There were seven passengers on the return voyage. As well as Sheila and Brian, another couple sounded like they came from West Yorkshire and an older woman was with a young girl. The girl looked decidedly pale as she clutched a precautionary sick bag. It was however, very enjoyable sitting in the open at the back of the ferry, braced against the rocking and rolling. I watched the spray froth by whilst sheltering behind the large metal safe, the sky and sea merged at a dark horizon.
Mainland Shetland grew in the distance and eventually we entered the calmer waters of Vaila Sound and navigated on towards Walls. The ferry circled round to the left and lined up with the pier. We all climbed up the rusty ladder onto the concrete dockside and waited for the metal safe to be swung ashore. The bike was handed up and I eventually retrieved the bags and prepared for the final cycling leg to Lerwick. I paid my five pounds to Gordon, said good-bye to my fellow travellers and set off for the shop.
I'd been looking forward to the fresh westerly breeze blowing me back to Lerwick. In the event, the short trip to the shop proved this to be be purely wishful thinking. If anything, the breeze was coming directly from the east and progress was unexpectedly slow. The ferry crew followed me to the shop in Gordon's pickup.
It seemed a good idea to top up supplies; chocolate, bananas and milk replenished my stocks of carbohydrate. The man in the shop was now a familiar face and he commented that it should be a pleasant day for cycling and that I'd probably end up wetter on the inside than the outside on my trip to Lerwick. How wrong could he have been.
The headwind was ridiculous. Whilst the 24 miles to Lerwick should have been relatively easy, the weather was deteriorating fast and the couple of hours expected was now looking more like four. It was midday though, so there was still plenty of time, in theory.
Having cycled the route many times, I could foresee the four impending climbs ahead and mentally split the journey up into manageable chunks; the level run to Tresta, Tresta-Wadbister, Wadbister-Veensgarth, Veensgarth-Bridge of Fitch, Bridge of Fitch-Lerwick. The rain started and added insult to the headwind's injury, speed was cut to less than seven miles per hour on the flat. Then the Garmin ran out of power and died a few miles short of Bixter, I was cycling 'blind'.

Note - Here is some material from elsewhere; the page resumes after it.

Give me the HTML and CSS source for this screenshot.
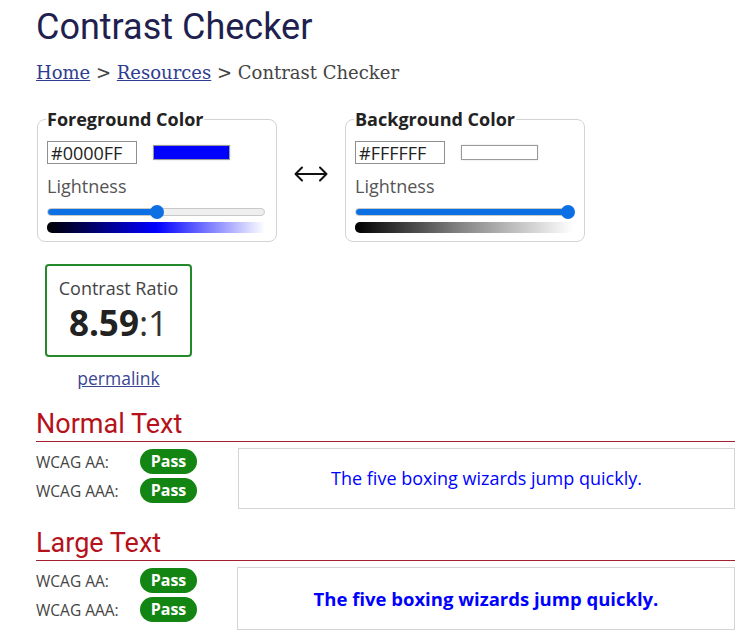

The gradient started at Tresta for the long climb over to Weisdale and it was a struggle to maintain forward motion. It really was fairly unpleasant and visibility was cut by the spray from passing vehicles. The countryside was lovely though and views improved in proportion to the elevation. After a long steady grind, the summit was rounded and the long run down the valley side was the reward. This was largely north and after rounding the voe, largely south; welcome respite from the wind.

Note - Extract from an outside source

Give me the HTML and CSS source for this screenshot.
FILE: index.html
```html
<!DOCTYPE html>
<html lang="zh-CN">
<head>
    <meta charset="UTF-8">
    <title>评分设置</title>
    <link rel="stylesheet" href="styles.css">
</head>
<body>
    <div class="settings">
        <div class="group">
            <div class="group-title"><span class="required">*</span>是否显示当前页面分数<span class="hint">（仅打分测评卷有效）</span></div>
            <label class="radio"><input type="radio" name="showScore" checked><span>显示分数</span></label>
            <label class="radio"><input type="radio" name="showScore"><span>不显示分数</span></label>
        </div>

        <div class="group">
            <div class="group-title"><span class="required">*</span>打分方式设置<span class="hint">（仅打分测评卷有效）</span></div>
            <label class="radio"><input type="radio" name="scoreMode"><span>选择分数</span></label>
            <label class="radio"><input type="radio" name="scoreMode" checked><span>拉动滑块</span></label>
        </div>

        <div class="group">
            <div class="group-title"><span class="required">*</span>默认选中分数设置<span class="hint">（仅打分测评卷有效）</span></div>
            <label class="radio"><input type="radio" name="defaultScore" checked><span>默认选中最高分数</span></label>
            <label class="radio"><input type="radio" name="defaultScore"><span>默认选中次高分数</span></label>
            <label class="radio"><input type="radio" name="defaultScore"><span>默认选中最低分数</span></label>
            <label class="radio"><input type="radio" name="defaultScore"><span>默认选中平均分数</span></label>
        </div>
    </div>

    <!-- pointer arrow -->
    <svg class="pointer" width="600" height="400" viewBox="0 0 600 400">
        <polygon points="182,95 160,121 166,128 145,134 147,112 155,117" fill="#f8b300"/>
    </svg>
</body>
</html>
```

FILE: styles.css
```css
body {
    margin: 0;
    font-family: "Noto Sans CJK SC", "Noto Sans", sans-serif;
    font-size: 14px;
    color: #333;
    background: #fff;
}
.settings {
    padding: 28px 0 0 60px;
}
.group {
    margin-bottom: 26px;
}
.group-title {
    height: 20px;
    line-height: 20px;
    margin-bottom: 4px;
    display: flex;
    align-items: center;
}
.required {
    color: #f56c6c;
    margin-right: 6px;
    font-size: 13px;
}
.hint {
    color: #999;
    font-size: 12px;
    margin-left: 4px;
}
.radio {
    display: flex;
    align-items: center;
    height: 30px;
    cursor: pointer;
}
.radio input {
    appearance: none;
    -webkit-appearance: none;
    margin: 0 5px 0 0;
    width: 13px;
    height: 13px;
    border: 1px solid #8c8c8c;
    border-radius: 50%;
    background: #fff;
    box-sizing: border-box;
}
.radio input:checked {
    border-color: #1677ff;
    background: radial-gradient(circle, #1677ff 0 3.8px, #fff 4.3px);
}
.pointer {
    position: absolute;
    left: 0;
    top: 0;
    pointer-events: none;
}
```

The whole scenario was repeated for the climb out of Weisdale, beginning at the Nesbister turning. Its a strange thing but I tend not to take photographs in bad weather. As a result, such days seem to disappear from the record leaving an impression of constant sunshine. This day was a case in point, I was soaked to the skin by the time I reached Veensgarth.

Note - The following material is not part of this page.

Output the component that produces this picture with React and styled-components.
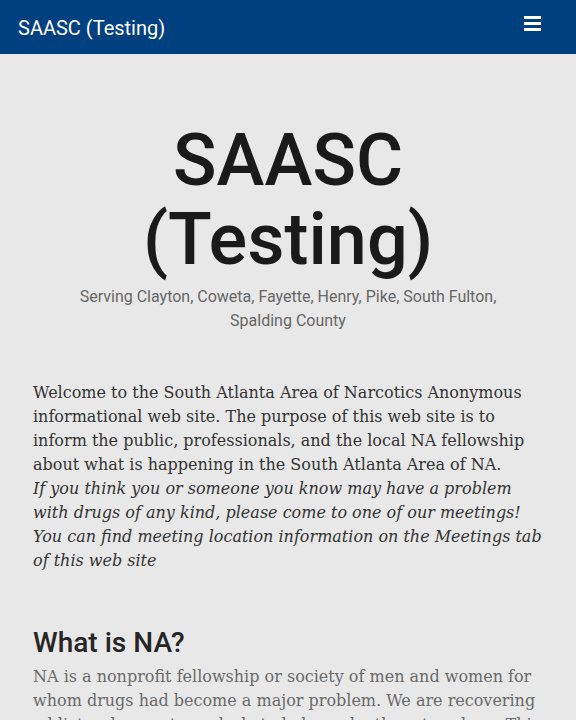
import React from 'react'
import styled, { createGlobalStyle } from 'styled-components'

const Global = createGlobalStyle`
  body {
    margin: 0;
    background: #e8e8e8;
    font-family: "DejaVu Serif", serif;
  }
`

const NavBar = styled.nav`
  display: flex;
  align-items: center;
  justify-content: space-between;
  height: 54px;
  padding: 0 18px;
  background: #004080;
  color: #fff;
`

const Brand = styled.div`
  font-family: Roboto, sans-serif;
  font-size: 20px;
  margin-top: 2px;
`

const Burger = styled.div`
  display: flex;
  flex-direction: column;
  gap: 3px;
  margin-right: 17px;
  margin-top: -8px;
  span {
    display: block;
    width: 17px;
    height: 3px;
    background: #fff;
  }
`

const Hero = styled.header`
  text-align: center;
  padding: 67px 20px 0;
`

const Title = styled.h1`
  margin: 0;
  font-family: "Roboto Medium", Roboto, sans-serif;
  font-weight: 500;
  font-size: 72px;
  line-height: 79px;
  color: #1a1a1a;
`

const Tagline = styled.p`
  margin: 6px auto 0;
  max-width: 440px;
  font-family: Roboto, sans-serif;
  font-size: 16px;
  line-height: 24px;
  color: #666;
`

const Content = styled.main`
  padding: 48px 33px 0;
  color: #333;
  font-size: 16px;
  line-height: 24px;
`

const Para = styled.p`
  margin: 0;
  font-style: ${({ italic }) => (italic ? 'italic' : 'normal')};
  color: ${({ muted }) => (muted ? '#6a6a6a' : '#333')};
`

const Heading = styled.h2`
  margin: 52px 0 4px;
  font-family: "Roboto Medium", Roboto, sans-serif;
  font-weight: 500;
  font-size: 28px;
  line-height: 36px;
  color: #262626;
`

export default () => (
  <>
    <Global />
    <NavBar>
      <Brand>SAASC (Testing)</Brand>
      <Burger><span /><span /><span /></Burger>
    </NavBar>

    <Hero>
      <Title>SAASC<br />(Testing)</Title>
      <Tagline>Serving Clayton, Coweta, Fayette, Henry, Pike, South Fulton, Spalding County</Tagline>
    </Hero>

    <Content>
      <Para>
        Welcome to the South Atlanta Area of Narcotics Anonymous informational web site. The purpose of this web site is to inform the public, professionals, and the local NA fellowship about what is happening in the South Atlanta Area of NA.
      </Para>
      <Para italic>
        If you think you or someone you know may have a problem with drugs of any kind, please come to one of our meetings! You can find meeting location information on the Meetings tab of this web site
      </Para>

      <Heading>What is NA?</Heading>
      <Para muted>
        NA is a nonprofit fellowship or society of men and women for whom drugs had become a major problem. We are recovering addicts who meet regularly to help each other stay clean. This is a program of complete abstinence from all drugs.
      </Para>
    </Content>
  </>
)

I noticed another touring cyclist behind me as I started the climb by the Herrislea House Hotel. He and his partner had been touring the northern islands and were now heading for Quarff. They decided to stop at the hotel for refreshments. I decided to turn on the Garmin to make it record the present location using its meagre battery life, then it died again.
After the slightly scary run down to Bridge of Fitch in the rain, spray and fog, I decided to stop in a lay-by above the golf course. The last of the emergency tea was very welcome and I marvelled at the flask's enhancement of my touring kit. A few chocolate lumps later I was grinding up the last hill before Lerwick.
In the appalling weather, it seemed like a good idea to turn right at the top onto Ladies Drive, following national cycling route 1. This not only avoided the traffic but also allowed for any possible embarrassment following wet braking difficulty on the descent. The welcome sight of Holmsgarth ferry terminal hove into view but to my shock, horror and disbelief, the ferry was obvious by its absence.
A million thoughts and fears flashed through my head; had it disembarked early; was I late; was it still in Aberdeen; had it sunk? In a slight but growing panic, I sprinted into the car park, propped up the bike and ventured into the terminal building.
Two leather clad motor cyclists were walking away from the check-in desk and told me helpfully that I'd missed the boat. The nice lady at the desk calmed my fears, the ferry was in fact out on event taking people on an afternoon cruise around Bressay. It was due back at 4.00 pm and as if by magic, it appeared behind her through the window.